2.3. Rheological Characterization of the ZrC Ink

2.3.1. Amplitude Sweep Test

The viscoelastic properties of the solutions were determined through amplitude sweep tests. In this test, a sweep of increasing shear amplitudes is applied at a constant frequency, which simultaneously implies an increasing shear rate. This fundamental rheological measurement determines the linear viscoelastic region (LVER) of a material and its yield stress.
The LVER is identified as the range of strain amplitudes where the storage modulus (G′) and loss modulus (G″) remain relatively constant. The storage and loss moduli represent the elastic (solid-like and liquid-like) behaviors of the material, respectively. At a higher stress, the material exhibits nonlinear behavior, and the yield point is identified to show the transition from predominantly elastic to predominantly viscous response. Understanding these properties is crucial for predicting the material’s performance in practical applications. The material’s response in terms of the storage modulus (G′) and loss modulus (G″) was recorded with a rotational rheometer (Anton-Paar MCR 92) using a 25 mm parallel plate with a gap of 500 µm. Both plates were sandblasted to avoid slipping. These properties were measured during an amplitude sweep test at a frequency of 1 Hz, with the temperature stabilized at 25 °C.
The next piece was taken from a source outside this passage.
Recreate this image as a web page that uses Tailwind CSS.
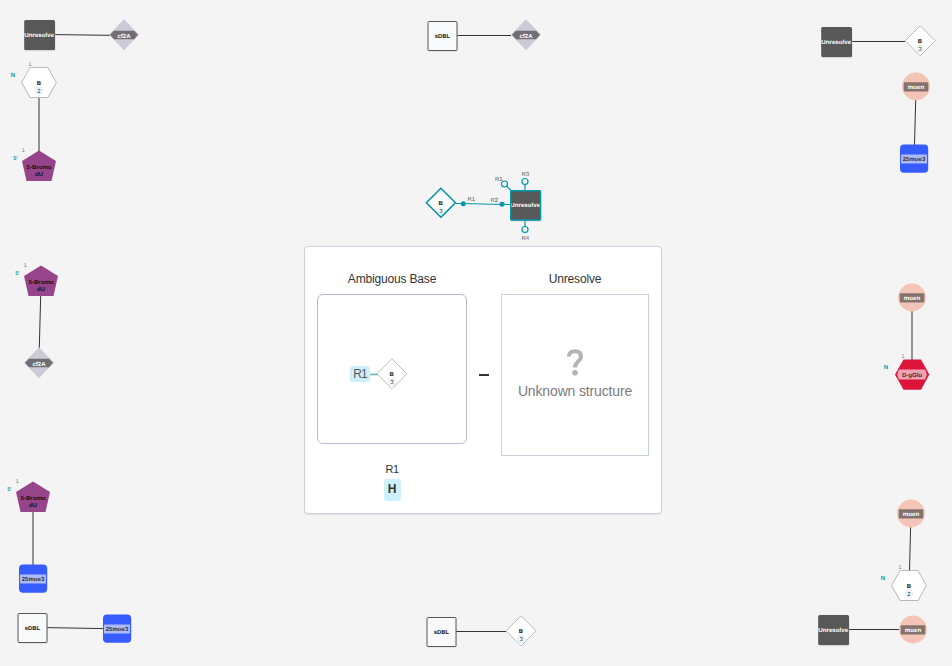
<!DOCTYPE html>
<html lang="en">
<head>
<meta charset="utf-8">
<title>Macromolecule canvas</title>
<script src="https://cdn.jsdelivr.net/npm/@tailwindcss/browser@4"></script>
</head>
<body class="relative h-[666px] w-[952px] overflow-hidden bg-[#f4f4f4] font-['Liberation_Sans',sans-serif] text-[#333]">
<svg class="absolute inset-0" width="952" height="666" viewBox="0 0 952 666" font-family="Liberation Sans, sans-serif" font-size="6" font-weight="bold" text-anchor="middle" text-rendering="geometricPrecision">
  <defs>
    <g id="unresolve">
      <rect x="-15" y="-13.8" width="31" height="30" rx="1.5" fill="#bbb" opacity=".5"/>
      <rect x="-15.3" y="-15" width="30.8" height="30" rx="1.5" fill="#585858"/>
      <text x="-.3" y="2" fill="#fff" textLength="30" lengthAdjust="spacingAndGlyphs">Unresolve</text>
    </g>
    <g id="sdbl">
      <rect x="-14.5" y="-14" width="29.5" height="29.5" rx="1" fill="#bbb" opacity=".5"/>
      <rect x="-14.5" y="-14.5" width="29" height="29" rx="1" fill="#f7f9fa" stroke="#585858"/>
      <text y="2" fill="#222" textLength="15.5" lengthAdjust="spacingAndGlyphs">sDBL</text>
    </g>
    <g id="cf2a">
      <path d="M0-15.5 15 0 0 15.5-15 0Z" fill="#cccad6"/>
      <path d="M-10-4H10L14 0 10 4.5H-10L-14 0Z" fill="#6f6e73"/>
      <text y="3" fill="#fff" textLength="13" lengthAdjust="spacingAndGlyphs">cf2A</text>
    </g>
    <g id="b3">
      <path d="M0-15 15 0 0 15-15 0Z" fill="#fff" stroke="#aaa" stroke-width=".8"/>
      <circle cy="8" r="3.6" fill="#fff" stroke="#bfe8ea" stroke-width=".7"/>
      <text x="-.2" y="2.2" fill="#222">B</text>
      <text y="10" font-size="6" font-weight="normal" fill="#222">3</text>
    </g>
    <g id="b2">
      <path d="M-9-14.5H9L17.5.5 9 15.5H-9L-17.5.5Z" fill="#ddd"/>
      <path d="M-9-15H9L17.3 0 9 15H-9L-17.3 0Z" fill="#fff" stroke="#aaa" stroke-width=".8"/>
      <circle cy="8" r="3.6" fill="#fff" stroke="#bfe8ea" stroke-width=".7"/>
      <text y="2.2" fill="#222">B</text>
      <text y="10" font-size="6" font-weight="normal" fill="#222">2</text>
      <text x="-9" y="-16.4" font-size="5.5" font-weight="normal" fill="#7c7c7f">1</text>
      <text x="-26" y="-5.5" font-size="6" fill="#0097a8">N</text>
    </g>
    <g id="bromo">
      <path d="M0-15.5 17-5 12.5 15H-12.5L-17-5Z" fill="#97458b"/>
      <text y="3.3" fill="#111" textLength="25" lengthAdjust="spacingAndGlyphs">5-Bromo</text>
      <text y="10.3" fill="#111">dU</text>
      <text x="-15.7" y="-14" font-size="5.5" font-weight="normal" fill="#7c7c7f">1</text>
      <text x="-23.7" y="-6" font-size="5.5" fill="#0097a8">5'</text>
    </g>
    <g id="moen">
      <circle r="13.9" fill="#f4c5b7"/>
      <rect x="-12.3" y="-4.3" width="24.6" height="9.3" rx="1" fill="#84736c"/>
      <text y="2.3" fill="#fff" textLength="16.5" lengthAdjust="spacingAndGlyphs">moen</text>
    </g>
    <g id="moe3">
      <rect x="-14" y="-14" width="28.2" height="28.2" rx="4" fill="#365cff"/>
      <rect x="-13" y="-4" width="26" height="9" rx=".5" fill="#adbafa"/>
      <text y="2.5" fill="#333" textLength="22.5" lengthAdjust="spacingAndGlyphs">25moe3</text>
    </g>
    <g id="dgglu">
      <path d="M-8.5-15H9L17.3 0 9 15.3H-8.5L-17 0Z" fill="#dc143c"/>
      <path d="M-13-5H13L15 0 13 5H-13L-15 0Z" fill="#f1a1b1"/>
      <text y="2.5" fill="#333" textLength="20" lengthAdjust="spacingAndGlyphs">D-gGlu</text>
      <text x="-9" y="-16.5" font-size="5.5" font-weight="normal" fill="#7c7c7f">1</text>
      <text x="-26" y="-5.3" font-size="6" fill="#0097a8">N</text>
    </g>
  </defs>

  <g stroke="#333" stroke-width="1">
    <path d="M55 34.6 110 35.3M39 97V151M457 35.5H511M852 41.5H905M915.7 100 914.5 145M40.7 295 39.3 348M33 512V565M47 627.6 103 628.6M456 631.5H506M912 311V360M910.6 527 909.5 571M848 629.5H899"/>
  </g>

  <use href="#unresolve" x="39.5" y="35"/><use href="#cf2a" x="124" y="34.7"/>
  <use href="#b2" x="39" y="82.5"/><use href="#bromo" x="39" y="166"/>
  <use href="#sdbl" x="442.5" y="36"/><use href="#cf2a" x="526" y="34.7"/>
  <use href="#unresolve" x="836.5" y="42"/><use href="#b3" x="920.2" y="40.8"/>
  <use href="#moen" x="916" y="86.5"/><use href="#moe3" x="914" y="158.5"/>
  <use href="#bromo" x="41" y="281"/><use href="#cf2a" x="39" y="362.7"/>
  <use href="#bromo" x="33" y="497"/><use href="#moe3" x="33" y="578.5"/>
  <use href="#sdbl" x="32.5" y="628"/><use href="#moe3" x="117" y="628.5"/>
  <use href="#sdbl" x="441.5" y="632"/><use href="#b3" x="521.1" y="630.8"/>
  <use href="#moen" x="912" y="297.5"/><use href="#dgglu" x="912" y="374.5"/>
  <use href="#moen" x="911" y="513.5"/><use href="#b2" x="909" y="585.5"/>
  <use href="#unresolve" x="833.5" y="630"/><use href="#moen" x="913" y="629.5"/>

  <!-- highlighted pair with attachment points -->
  <g fill="none" stroke="#0097a8" stroke-width="1.2">
    <path d="M456 203.5H463L502 204.5H511M506 185.5 511 190.5M525 184V191M525 220V227"/>
    <g fill="#f7fcfc"><circle cx="504.5" cy="184" r="3"/><circle cx="525" cy="181.5" r="3"/><circle cx="525" cy="229.5" r="3"/></g>
    <g fill="#0097a8" stroke="none"><circle cx="463.3" cy="203.7" r="2.5"/><circle cx="502" cy="204.3" r="2.5"/></g>
  </g>
  <use href="#b3" x="440.9" y="202.8"/>
  <path d="M440.9 188.3 455.4 202.8 440.9 217.3 426.4 202.8Z" fill="none" stroke="#0097a8" stroke-width="1.5"/>
  <use href="#unresolve" x="525.5" y="205.3"/>
  <rect x="510.7" y="190.7" width="29.8" height="29.3" rx="1" fill="none" stroke="#0097a8" stroke-width="1.4"/>
  <g font-weight="normal" fill="#585858" font-size="6">
    <text x="471.3" y="201.2">R1</text><text x="494.3" y="202">R2</text><text x="498.8" y="181.3">R1</text><text x="525.3" y="176.2">R3</text><text x="525.3" y="240.2">R4</text>
  </g>
</svg>

<!-- connection preview -->
<section class="absolute left-[304px] top-[246px] flex h-[268px] w-[358px] rounded border border-[#cad3dd] bg-white px-3 pt-[23px] shadow-[0_1px_1px_rgba(103,104,132,.15)]">
  <div class="flex w-[150px] flex-col items-center">
    <h2 class="flex h-[17px] items-center text-[12px] leading-4 tracking-[-0.17px] whitespace-nowrap">Ambiguous Base</h2>
    <div class="mt-[7px] flex h-[150px] w-[150px] items-center justify-center rounded-md border border-[#b4b9d6] pt-2.5 pr-[27px]">
      <span class="flex h-4 w-5 items-center justify-center rounded-[3px] bg-[#cdf1fc] text-[12px] tracking-[-0.8px] text-[#585858]">R1</span>
      <svg width="37" height="32" viewBox="0 0 37 32" font-family="Liberation Sans, sans-serif" font-size="6" font-weight="bold" text-anchor="middle" text-rendering="geometricPrecision">
        <path d="M0 16.5H8" stroke="#6ba9b4" stroke-width="1.5"/><use href="#b3" x="21.9" y="15.8"/>
      </svg>
    </div>
    <span class="mt-[17px] text-[11px] leading-4 tracking-[-0.5px]">R1</span>
    <span class="mt-0.5 flex h-[22px] w-[17px] items-center justify-center rounded-[3px] bg-[#cdf1fc] pb-0.5 text-[12px] font-bold">H</span>
  </div>
  <div class="flex w-[34px] justify-center pt-[104px]"><span class="h-0.5 w-2.5 bg-[#333]"></span></div>
  <div class="flex w-[148px] flex-col items-center">
    <h2 class="flex h-[17px] items-center text-[12px] leading-4 tracking-[-0.17px]">Unresolve</h2>
    <div class="mt-[7px] flex h-[162px] w-[148px] flex-col items-center border border-[#cad3dd] pt-[53px]">
      <svg width="18" height="29" viewBox="0 0 18 29" fill="none">
        <path d="M2.8 8.6C2.8 5.1 5.2 3.3 9 3.3S15 5.3 15 8.7C15 13 9 13.5 9 19.6" stroke="#b4b4b4" stroke-width="4"/><circle cx="9" cy="24.7" r="2.8" fill="#b4b4b4"/>
      </svg>
      <p class="mt-1 text-[14px] leading-5 tracking-[-0.15px] whitespace-nowrap text-[#7c7c7f]">Unknown structure</p>
    </div>
  </div>
</section>
</body>
</html>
2.3.2. Three Interval Thixotropy Test

A critical method for evaluating whether an ink filament retains its shape after extrusion onto a surface is the three-interval thixotropy test (3ITT). This test assesses the material’s ability to quickly recover its structure and elasticity, which is essential for maintaining the filament’s integrity and preventing continuous flow after extrusion. The 3ITT involves three distinct phases. First, the material is subjected to a low shear rate (the rest phase) to establish a baseline viscosity and allow the structure to stabilize. Second, the shear rate is increased, causing the material to undergo shear thinning and break down its internal structure. This phase simulates the high shear conditions experienced during extrusion. Finally, in the recovery phase, the shear rate is returned to the initial low value, allowing the material to recover and rebuild its structure. During these intervals, the rheometer records the viscosity changes, providing a detailed profile of the material’s thixotropic behavior and its suitability for filament extrusion. This data is crucial for understanding how quickly the material can restore its elastic behavior, which helps avoid continuous flow and maintain its shape post-extrusion.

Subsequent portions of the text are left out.